Write the lines out again, from the top of the material to the line containing "const ROWS = ['设置当前聊天背景', '清空聊天记录', '投诉'];", pictures excluded.

··········

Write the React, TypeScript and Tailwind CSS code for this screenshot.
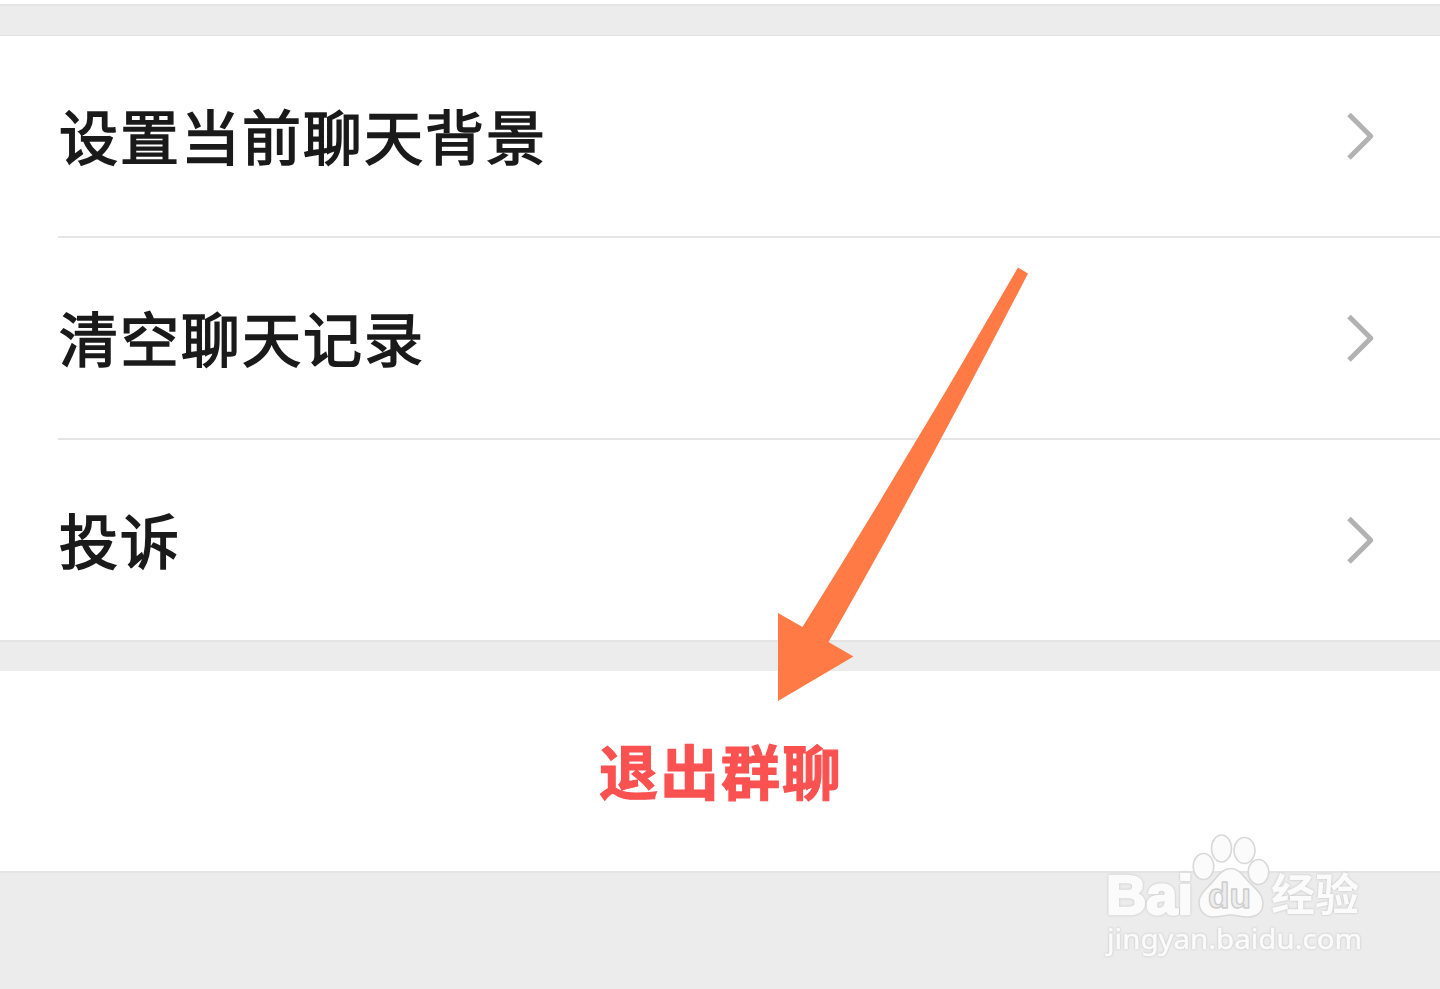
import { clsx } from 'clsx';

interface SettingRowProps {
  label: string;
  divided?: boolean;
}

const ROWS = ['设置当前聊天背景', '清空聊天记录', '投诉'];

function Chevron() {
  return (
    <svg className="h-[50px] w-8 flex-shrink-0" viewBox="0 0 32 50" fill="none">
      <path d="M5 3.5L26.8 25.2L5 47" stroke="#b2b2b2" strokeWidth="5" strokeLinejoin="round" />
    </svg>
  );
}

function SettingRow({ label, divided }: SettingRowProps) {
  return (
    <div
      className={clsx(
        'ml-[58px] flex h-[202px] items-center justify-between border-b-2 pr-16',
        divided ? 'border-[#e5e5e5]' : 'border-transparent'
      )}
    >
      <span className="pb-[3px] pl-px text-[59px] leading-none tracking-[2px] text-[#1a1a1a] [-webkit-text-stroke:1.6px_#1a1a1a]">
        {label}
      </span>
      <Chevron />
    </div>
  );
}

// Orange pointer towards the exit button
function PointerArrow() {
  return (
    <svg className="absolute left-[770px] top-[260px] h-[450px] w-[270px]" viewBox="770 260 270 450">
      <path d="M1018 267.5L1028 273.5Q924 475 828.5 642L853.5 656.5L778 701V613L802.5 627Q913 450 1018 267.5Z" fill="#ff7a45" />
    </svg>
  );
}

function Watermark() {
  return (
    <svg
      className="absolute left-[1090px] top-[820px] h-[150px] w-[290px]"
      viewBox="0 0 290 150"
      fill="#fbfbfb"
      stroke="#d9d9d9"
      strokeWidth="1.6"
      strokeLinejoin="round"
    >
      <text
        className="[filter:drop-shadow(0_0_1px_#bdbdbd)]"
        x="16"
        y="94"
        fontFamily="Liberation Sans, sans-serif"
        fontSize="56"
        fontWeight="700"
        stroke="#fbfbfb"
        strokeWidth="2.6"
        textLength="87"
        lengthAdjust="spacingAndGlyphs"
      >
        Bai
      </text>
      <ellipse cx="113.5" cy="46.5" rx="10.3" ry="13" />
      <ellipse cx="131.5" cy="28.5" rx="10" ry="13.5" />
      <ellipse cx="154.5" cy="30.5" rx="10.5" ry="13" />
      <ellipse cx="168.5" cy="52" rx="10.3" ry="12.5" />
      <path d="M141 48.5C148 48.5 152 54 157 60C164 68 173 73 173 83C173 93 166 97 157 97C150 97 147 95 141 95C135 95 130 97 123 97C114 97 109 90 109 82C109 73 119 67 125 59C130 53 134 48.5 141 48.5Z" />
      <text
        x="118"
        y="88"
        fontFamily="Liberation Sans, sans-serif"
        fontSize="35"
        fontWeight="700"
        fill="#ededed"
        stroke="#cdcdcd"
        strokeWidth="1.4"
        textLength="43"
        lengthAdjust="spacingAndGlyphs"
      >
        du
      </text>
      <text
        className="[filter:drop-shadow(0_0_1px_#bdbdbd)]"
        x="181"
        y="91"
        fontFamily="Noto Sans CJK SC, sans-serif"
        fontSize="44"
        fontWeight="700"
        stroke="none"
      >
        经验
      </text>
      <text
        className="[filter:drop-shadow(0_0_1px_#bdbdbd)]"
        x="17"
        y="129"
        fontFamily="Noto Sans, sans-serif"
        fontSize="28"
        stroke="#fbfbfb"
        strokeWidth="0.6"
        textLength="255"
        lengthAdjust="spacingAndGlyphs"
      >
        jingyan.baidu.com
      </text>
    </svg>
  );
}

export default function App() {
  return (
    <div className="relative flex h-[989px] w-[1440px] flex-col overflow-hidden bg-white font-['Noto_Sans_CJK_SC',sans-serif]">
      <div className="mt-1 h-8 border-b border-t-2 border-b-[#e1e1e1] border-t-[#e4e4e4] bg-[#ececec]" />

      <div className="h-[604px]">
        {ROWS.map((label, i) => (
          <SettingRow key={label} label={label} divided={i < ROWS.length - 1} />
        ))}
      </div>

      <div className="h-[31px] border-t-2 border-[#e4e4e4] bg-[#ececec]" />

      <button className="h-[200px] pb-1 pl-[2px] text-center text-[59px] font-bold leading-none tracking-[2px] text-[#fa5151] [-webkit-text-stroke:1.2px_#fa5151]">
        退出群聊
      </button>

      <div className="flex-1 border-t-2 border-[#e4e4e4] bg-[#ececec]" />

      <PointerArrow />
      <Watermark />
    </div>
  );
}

··········

• **Complete answer**:
Write the React, TypeScript and Tailwind CSS code for this screenshot.
import { clsx } from 'clsx';

interface SettingRowProps {
  label: string;
  divided?: boolean;
}

const ROWS = ['设置当前聊天背景', '清空聊天记录', '投诉'];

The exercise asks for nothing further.